Direktur Eksekutif Institute for Development of Economics and Finance (Indef) Tauhid Ahmad mengingatkan, prospek pasar produk halal juga sangat besar di luar negeri, khususnya di kawasan Timur Tengah yang mayoritas berpenduduk Muslim. Indonesia bisa mengambil ceruk tersebut untuk mengekspor produk halalnya.
Di sisi lain, produk halal dalam negeri cenderung dianggap ”pasti halal” oleh konsumen pasar domestik. Hal itu membuat para produsen, khususnya yang berskala mikro dan kecil, tidak cukup memiliki keinginan untuk mendaftarkan produknya agar mendapat sertifikasi halal.
”Meski masih sedikit pelaku usaha mikro dan kecil (yang mendaftarkan), tetap harus didorong untuk sertifikasi halal produknya. Bisa melalui tarif yang lebih murah, menjemput bola, dan lainnya,” kata Tauhid.
Terkait sertifikasi pada produk kecantikan, Ketua Perhimpunan Perusahaan dan Asosiasi Kosmetika Indonesia (PPAK) Solihin Sofian menyebutkan, Indonesia kini bertujuan untuk menguasai pasar kosmetik halal. Kiblat kosmetik halal dunia diharapkan bertumpu pada Indonesia sebagai negara berpenduduk Muslim terbesar.

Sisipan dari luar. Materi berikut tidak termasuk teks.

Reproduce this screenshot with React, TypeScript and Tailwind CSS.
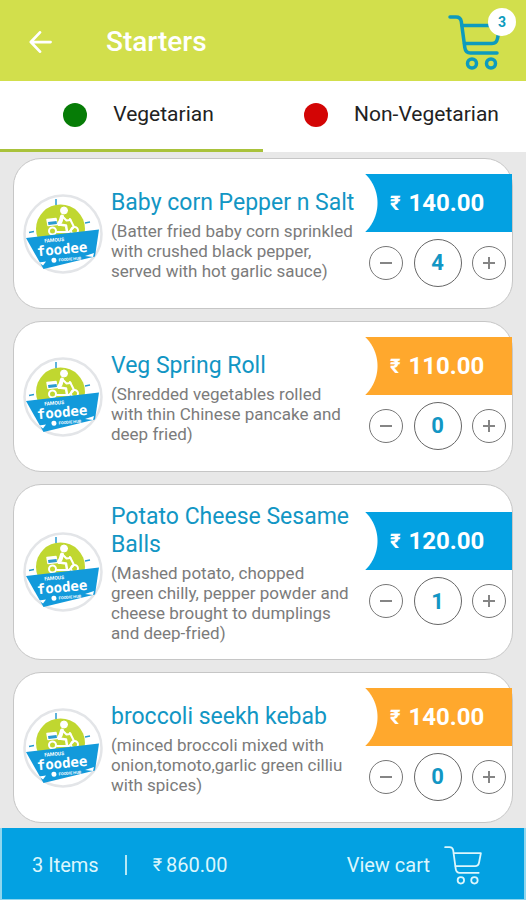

Karena itu, kearifan lokal yang ada perlu digali dan dimanfaatkan sesuai dengan kaidah-kaidah halal. Pada saat bersamaan, sebagai negara dengan megabiodiversitas kedua terbesar di dunia, Indonesia memiliki posisi strategis untuk diversifikasi bahan baku kosmetik. Sebagai contoh, melalui olahan minyak asiri dan rumput laut.
Berdasarkan Indonesia Halal Economic Report, industri kosmetik halal nasional memiliki nilai pasar sebesar 4,19 miliar dollar AS pada 2022 dan diproyeksikan bertumbuh hingga 8 persen per tahun pada 2023. Penetrasi produk kosmetik lokal terus didorong di negara-negara potensial untuk produk kosmetik halal seperti negara-negara di kawasan Timur Tengah dan Afrika, dan negara Muslim lainnya.